-- begin --
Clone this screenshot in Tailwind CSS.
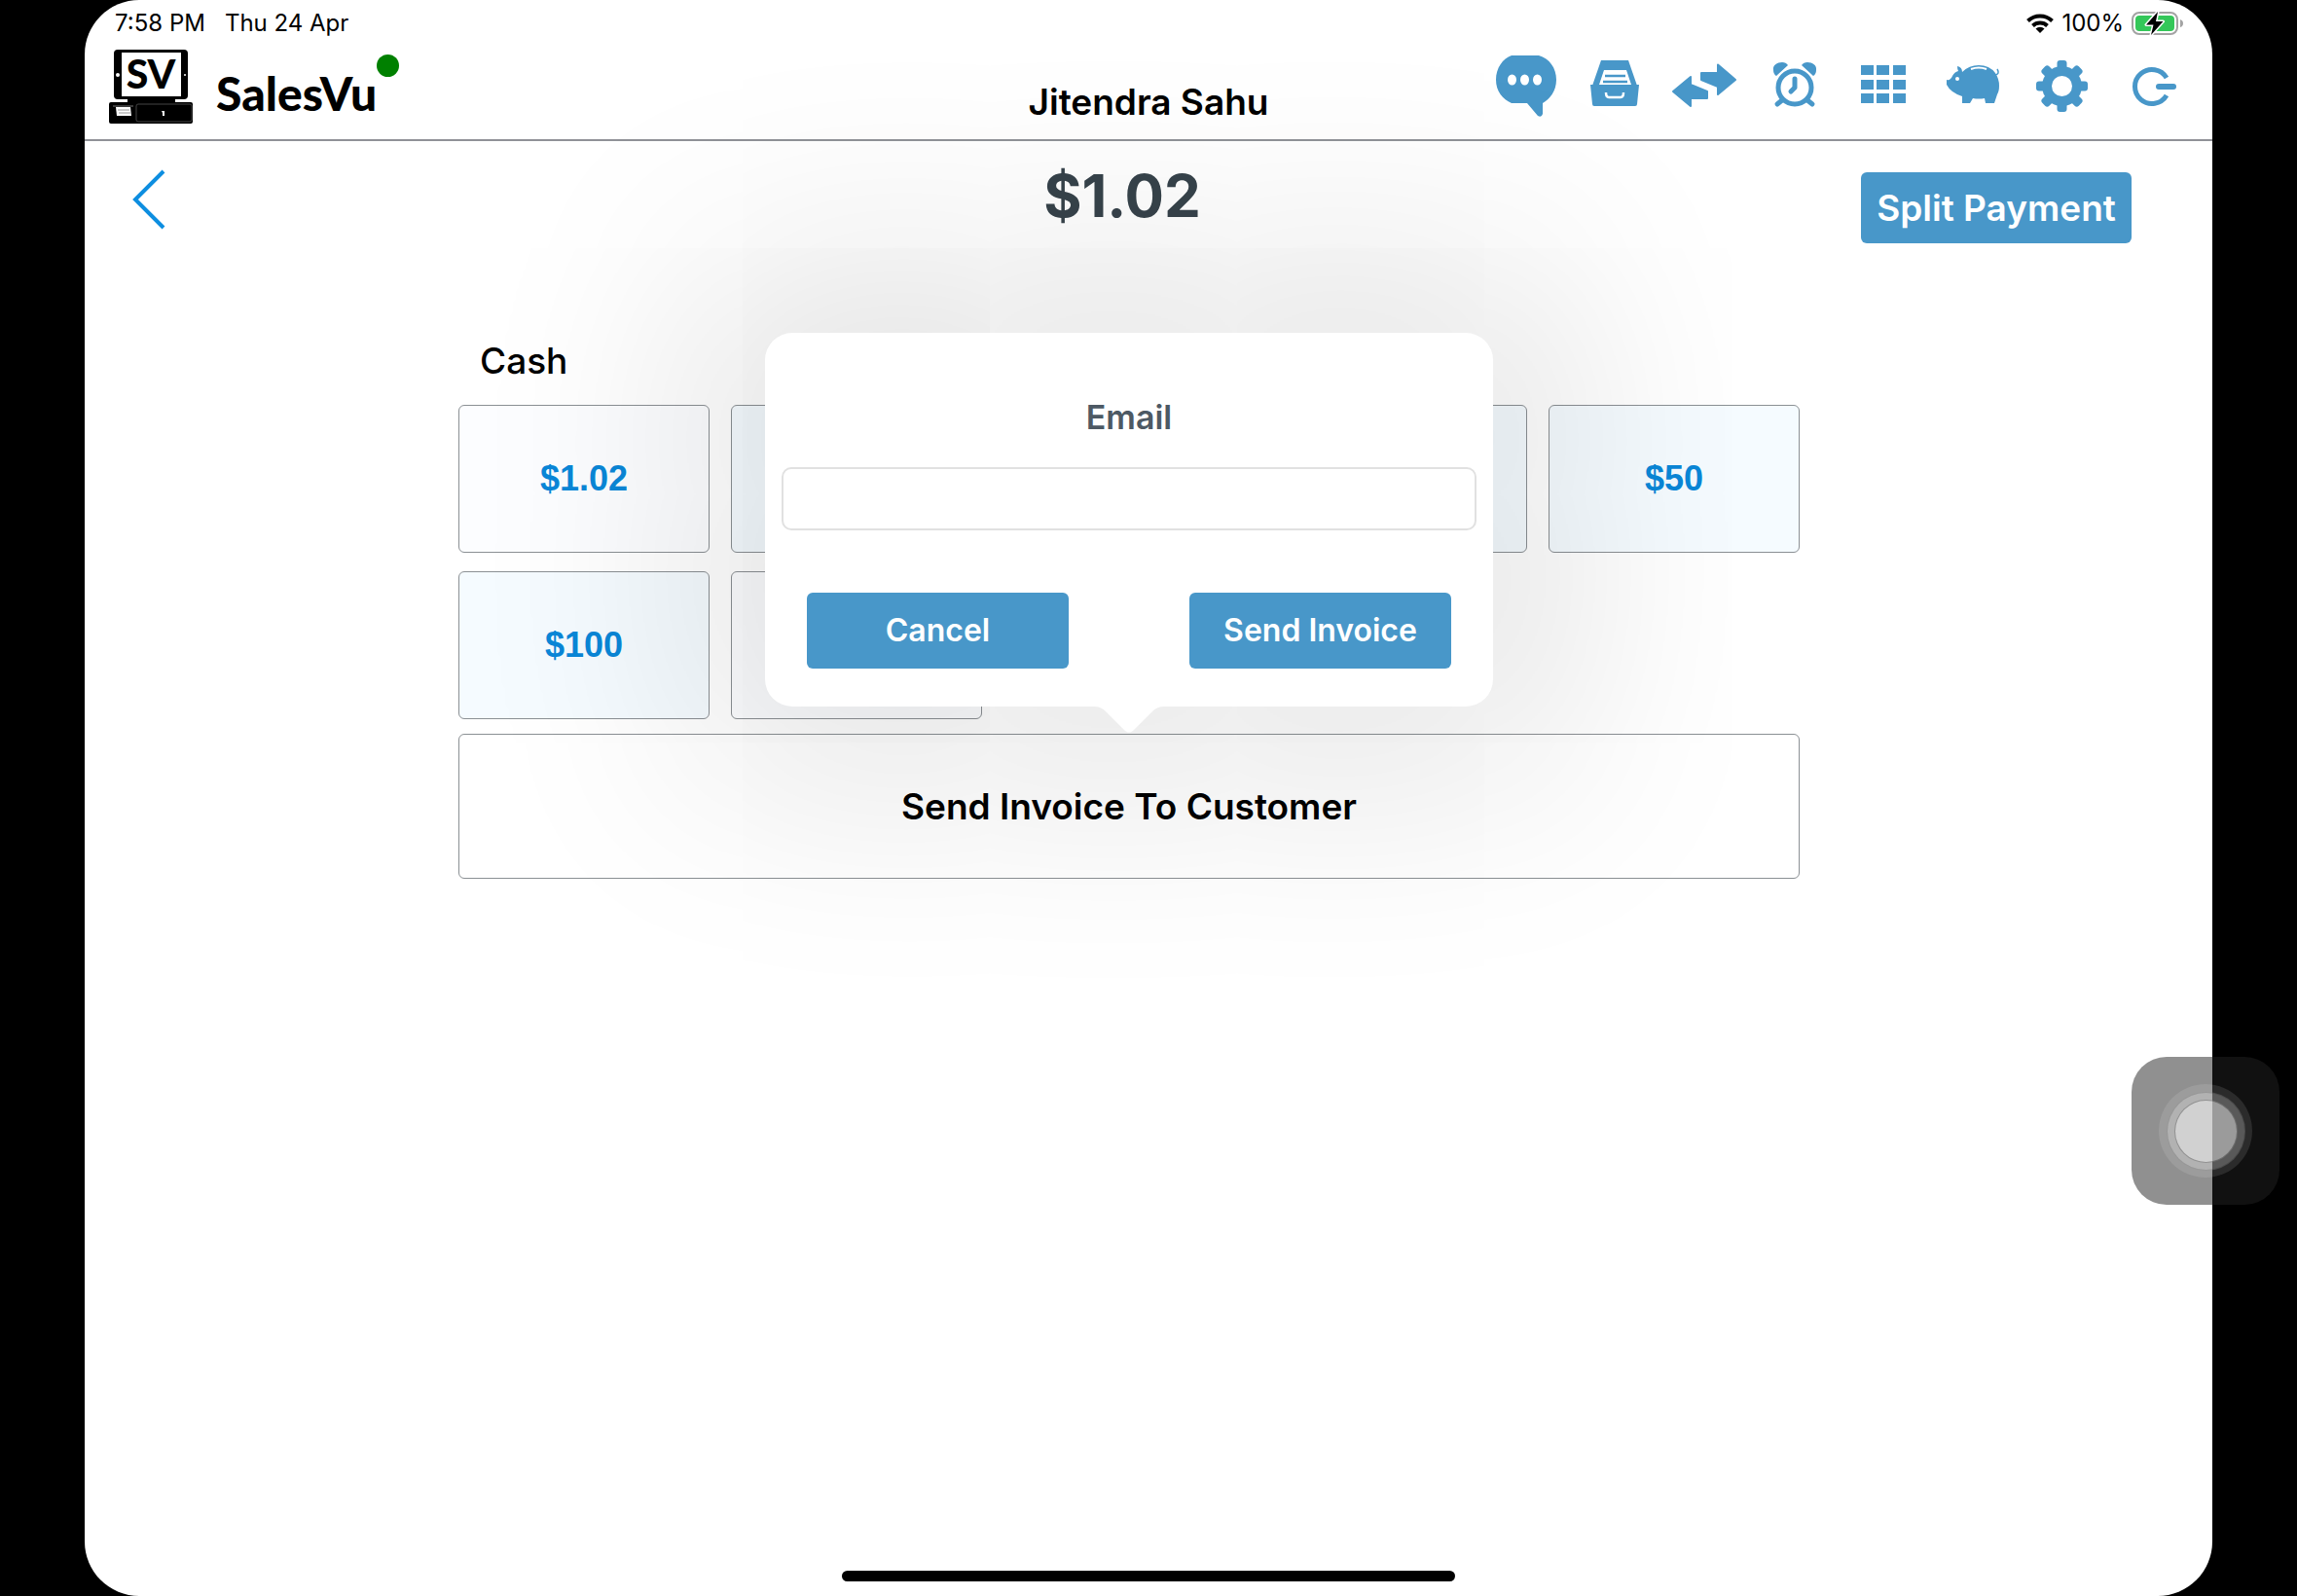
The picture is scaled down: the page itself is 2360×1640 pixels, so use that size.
<!DOCTYPE html>
<html lang="en">
<head>
    <meta charset="UTF-8">
    <meta name="viewport" content="width=device-width, initial-scale=1.0">
    <title>SalesVu - Payment</title>
    <script src="https://cdn.jsdelivr.net/npm/@tailwindcss/browser@4"></script>
</head>
<body class="bg-black min-h-screen flex px-[87px] font-['Inter',sans-serif] text-black">
    <div class="relative flex-1 flex flex-col bg-white rounded-[56px]">

        <!-- Status bar -->
        <div class="flex justify-between items-center h-12 pl-[31px] pr-[30px] text-2xl">
            <div class="flex gap-5">
                <span>7:58 PM</span>
                <span>Thu 24 Apr</span>
            </div>
            <div class="flex items-center gap-2">
                <svg class="w-7 h-5" viewBox="0 0 28 20" fill="none" stroke="#000" stroke-width="4">
                    <path d="M1.5 7.500a18 18 0 0 1 25 0"/>
                    <path d="M6.500 12.500a11 11 0 0 1 15 0"/>
                    <path d="M14 20l-4.500-4.500a6.500 6.500 0 0 1 9 0z" fill="#000" stroke="none"/>
                </svg>
                <span>100%</span>
                <svg class="w-[53px] h-6" viewBox="0 0 53 24">
                    <rect x="1" y="1" width="46" height="22" rx="7" fill="#fff" stroke="#a3a3a3" stroke-width="2"/>
                    <rect x="4" y="4" width="40" height="16" rx="4" fill="#34c759"/>
                    <path d="M50 8q3 1 3 4t-3 4z" fill="#a3a3a3"/>
                    <path d="M27 0L15 13.500h7.500L20 24l12.500-14H25z" fill="#000" stroke="#fff" stroke-width="3" paint-order="stroke" stroke-linejoin="round"/>
                </svg>
            </div>
        </div>

        <!-- Header -->
        <header class="grid grid-cols-[1fr_auto_1fr] h-[97px] px-[15px] border-b-2 border-[#909297]">
            <div class="flex items-start pl-2.5">
                <svg class="w-[86px] h-[76px] mt-[3px] overflow-visible" viewBox="0 0 86 76">
                    <rect x="5" y="0" width="76" height="51" rx="4"/>
                    <rect x="13" y="3" width="61" height="45" fill="#fff"/>
                    <circle cx="9" cy="26" r="2" fill="#fff"/>
                    <circle cx="78" cy="26" r="1" fill="#fff"/>
                    <rect x="19" y="50" width="49" height="6"/>
                    <rect x="0" y="54" width="86" height="22" rx="2"/>
                    <rect x="28" y="56" width="57" height="18" rx="2" fill="none" stroke="#444" stroke-width="1"/>
                    <path d="M4 58h21" stroke="#777" stroke-width="1"/>
                    <path d="M7 59h15l1 9H8z" fill="#fff"/>
                    <path d="M9 62h12M10 65h12" stroke="#999" stroke-width="1"/>
                    <path d="M54 63h3v5h-2v-3z" fill="#fff"/>
                    <text x="43" y="40" text-anchor="middle" font-family="Lato, sans-serif" font-weight="900" font-size="41">SV</text>
                </svg>
                <span class="ml-6 mt-[24px] text-5xl leading-[48px] font-black font-['Lato',sans-serif]">SalesVu</span>
                <span class="mt-2 size-[23px] rounded-full bg-[#008000]"></span>
            </div>
            <h1 class="mt-9 text-[37px] leading-[42px] font-semibold">Jitendra Sahu</h1>
            <nav class="flex justify-end items-start pt-[9px] text-[#4897c9]">
                <button class="w-[92px] flex justify-center" aria-label="Messages">
                    <svg class="size-16" viewBox="0 0 64 64" fill="currentColor">
                        <path d="M17 0h28C56 3 63 13 63 25S56 45 49 49V60q-1 4-5 2L33 49H17C8 45 1 37 1 25S8 3 17 0z"/>
                        <g fill="#fff"><ellipse cx="17.500" cy="25" rx="4.500" ry="5.500"/><ellipse cx="30.500" cy="25" rx="4.500" ry="5.500"/><ellipse cx="43.500" cy="25" rx="4.500" ry="5.500"/></g>
                    </svg>
                </button>
                <button class="w-[92px] flex justify-center" aria-label="Orders">
                    <svg class="size-16" viewBox="0 0 64 64" fill="currentColor">
                        <path d="M17 5h28l9 26H8z"/>
                        <path d="M20 15h23l5 15H15z" fill="#fff"/>
                        <path d="M21 21h21M19 27h25" stroke="currentColor" stroke-width="2.500"/>
                        <path d="M6 30h50l-2 20q0 2-2 2H10q-2 0-2-2z"/>
                        <path d="M22 38q0 5 3 5h12q3 0 3-5" fill="none" stroke="#fff" stroke-width="2.500"/>
                    </svg>
                </button>
                <button class="w-[92px] flex justify-center" aria-label="Transfers">
                    <svg class="size-16 overflow-visible" viewBox="0 0 64 64" fill="currentColor" stroke="currentColor" stroke-width="2" stroke-linejoin="round">
                        <path d="M-1 37L17 22v8l17 7v7H17v8z"/>
                        <path d="M28 18h17V9.500L63 25 45 40v-8l-17-7z"/>
                    </svg>
                </button>
                <button class="w-[92px] flex justify-center" aria-label="Time clock">
                    <svg class="size-16" viewBox="0 0 64 64" fill="none" stroke="currentColor" stroke-linecap="round">
                        <circle cx="32" cy="33" r="17" stroke-width="5"/>
                        <path d="M32 24v9l-4 4" stroke-width="5" stroke-linejoin="round"/>
                        <path d="M19 46l-5 4M45 46l5 4" stroke-width="5"/>
                        <path d="M10 15C9 10 14 7 19 7q4 0 6 3L13 21q-3-2-3-6zM54 15C55 10 50 7 45 7q-4 0-6 3L51 21q3-2 3-6z" fill="currentColor" stroke="none"/>
                    </svg>
                </button>
                <button class="w-[92px] flex justify-center" aria-label="Apps">
                    <svg class="size-16" viewBox="0 0 64 64" fill="currentColor">
                        <path d="M8 10h13v10H8zM24 10h13v10H24zM41 10h13v10H41zM8 25h13v10H8zM24 25h13v10H24zM41 25h13v10H41zM8 39h13v10H8zM24 39h13v10H24zM41 39h13v10H41z"/>
                    </svg>
                </button>
                <button class="w-[92px] flex justify-center" aria-label="Savings">
                    <svg class="size-16" viewBox="0 0 64 64" fill="currentColor">
                        <path d="M15 11q5 1 5 6Q27 10 37 10q11 0 17 8 4 6 4 13 0 6-2 9l-3 9h-9l-1-5q-6 1-12 0l-3 5h-8v-7Q8 38 4 30v-5q4 1 6-4 2-4 6-5-1-2-1-5z"/>
                        <path d="M54 20q5-1 2-6" fill="none" stroke="currentColor" stroke-width="1.500"/>
                        <path d="M29 14q8-3 16 0" fill="none" stroke="#fff" stroke-width="2"/>
                        <circle cx="15" cy="24" r="2" fill="#fff"/>
                    </svg>
                </button>
                <button class="w-[92px] flex justify-center" aria-label="Settings">
                    <svg class="size-16" viewBox="0 0 64 64" fill="currentColor">
                        <circle cx="30.500" cy="31.500" r="20.500"/>
                        <rect x="25.500" y="5" width="10" height="53" rx="3"/>
                        <rect x="25.500" y="5" width="10" height="53" rx="3" transform="rotate(45 30.500 31.500)"/>
                        <rect x="25.500" y="5" width="10" height="53" rx="3" transform="rotate(90 30.500 31.500)"/>
                        <rect x="25.500" y="5" width="10" height="53" rx="3" transform="rotate(135 30.500 31.500)"/>
                        <circle cx="30.500" cy="31.500" r="10.500" fill="#fff"/>
                    </svg>
                </button>
                <button class="w-[92px] flex justify-center" aria-label="Log out">
                    <svg class="size-16" viewBox="0 0 64 64" fill="none" stroke="currentColor" stroke-width="5">
                        <path d="M46 23A17.500 17.500 0 1 0 46 41"/>
                        <path d="M38 32h15" stroke-width="6" stroke-linecap="round"/>
                    </svg>
                </button>
            </nav>
        </header>

        <!-- Amount due -->
        <div class="grid grid-cols-[1fr_auto_1fr] items-start pl-[29px] pr-[83px] pt-7">
            <button class="justify-self-start ml-[18px] w-10 h-16 cursor-pointer" aria-label="Back">
                <svg class="w-10 h-16" viewBox="0 0 40 64" fill="none" stroke="#0d8ee0" stroke-width="4">
                    <path d="M34 3L5 32l29 29"/>
                </svg>
            </button>
            <p class="text-[60px] leading-[56px] font-bold text-[#37434b]">$1.02</p>
            <button class="justify-self-end mt-1 w-[278px] h-[73px] rounded-md bg-[#4897c9] text-white text-[37px] leading-[42px] font-semibold cursor-pointer">Split Payment</button>
        </div>

        <!-- Payment options -->
        <main class="pr-10">
            <section class="mx-auto w-full max-w-[1378px] pt-[100px]">
                <h2 class="pl-[22px] pb-6 text-[37px] leading-[42px] font-medium">Cash</h2>
                <div class="grid grid-cols-5 gap-x-[22px] gap-y-[19px] font-['Liberation_Sans',sans-serif] text-[36px] font-bold text-[#0a87d8]">
                    <button class="h-[152px] rounded-md border border-[#8b9094] bg-[#fcfdff]">$1.02</button>
                    <button class="h-[152px] rounded-md border border-[#8b9094] bg-[#f5fbff]"></button>
                    <button class="h-[152px] rounded-md border border-[#8b9094] bg-[#f5fbff]"></button>
                    <button class="h-[152px] rounded-md border border-[#8b9094] bg-[#f5fbff]"></button>
                    <button class="h-[152px] rounded-md border border-[#8b9094] bg-[#f5fbff]">$50</button>
                    <button class="h-[152px] rounded-md border border-[#8b9094] bg-[#f5fbff]">$100</button>
                    <button class="h-[152px] rounded-md border border-[#8b9094] bg-[#fcfdff]"></button>
                </div>

                <div class="relative mt-[15px]">
                    <button class="w-full h-[149px] rounded-md border border-[#8b9094] text-[37px] leading-[42px] font-semibold">Send Invoice To Customer</button>

                    <!-- Email popover -->
                    <form class="absolute bottom-full left-1/2 -translate-x-1/2 mb-7 w-[748px] rounded-[28px] bg-white px-[17px] pt-[66px] pb-[39px] shadow-[0_0_220px_90px_rgba(8,8,0,0.1)]">
                        <label for="email" class="block text-center text-[34px] leading-[42px] font-semibold text-[#4d5964]">Email</label>
                        <input id="email" type="email" class="mt-[30px] block w-full h-[65px] rounded-[10px] border-2 border-[#e1e1e1] px-4 text-[32px]">
                        <div class="mt-16 flex justify-between px-[26px] text-[32px] font-semibold text-white">
                            <button type="button" class="w-[269px] h-[78px] rounded-md bg-[#4897c9]">Cancel</button>
                            <button type="submit" class="w-[269px] h-[78px] rounded-md bg-[#4897c9]">Send Invoice</button>
                        </div>
                        <svg class="absolute top-full left-1/2 -translate-x-1/2 w-[72px] h-[27px]" viewBox="0 0 72 27" fill="#fff">
                            <path d="M0 0q7 0 12 5l20 20q4 3 8 0l20-20q5-5 12-5z"/>
                        </svg>
                    </form>
                </div>
            </section>
        </main>

        <!-- Home indicator -->
        <div class="mt-auto mb-[15px] mx-auto w-[630px] h-[11px] rounded-full bg-black"></div>
    </div>

    <!-- AssistiveTouch -->
    <button class="fixed right-[18px] top-[1086px] size-[152px] rounded-[36px] bg-[#222222]/50 flex items-center justify-center" aria-label="AssistiveTouch">
        <span class="size-24 rounded-full bg-white/11 flex items-center justify-center">
            <span class="size-[81px] rounded-full border border-black/15 bg-white/22 flex items-center justify-center">
                <span class="size-[65px] rounded-full border border-black/30 bg-white/40"></span>
            </span>
        </span>
    </button>
</body>
</html>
-- end --
YOUR TASK: Leave out the pictures and repeat the lines from the start of the material through the line with "flex-1 flex flex-col", inclusive.

EXERCISE ANSWER:
Clone this screenshot in Tailwind CSS.
The picture is scaled down: the page itself is 2360×1640 pixels, so use that size.
<!DOCTYPE html>
<html lang="en">
<head>
    <meta charset="UTF-8">
    <meta name="viewport" content="width=device-width, initial-scale=1.0">
    <title>SalesVu - Payment</title>
    <script src="https://cdn.jsdelivr.net/npm/@tailwindcss/browser@4"></script>
</head>
<body class="bg-black min-h-screen flex px-[87px] font-['Inter',sans-serif] text-black">
    <div class="relative flex-1 flex flex-col bg-white rounded-[56px]">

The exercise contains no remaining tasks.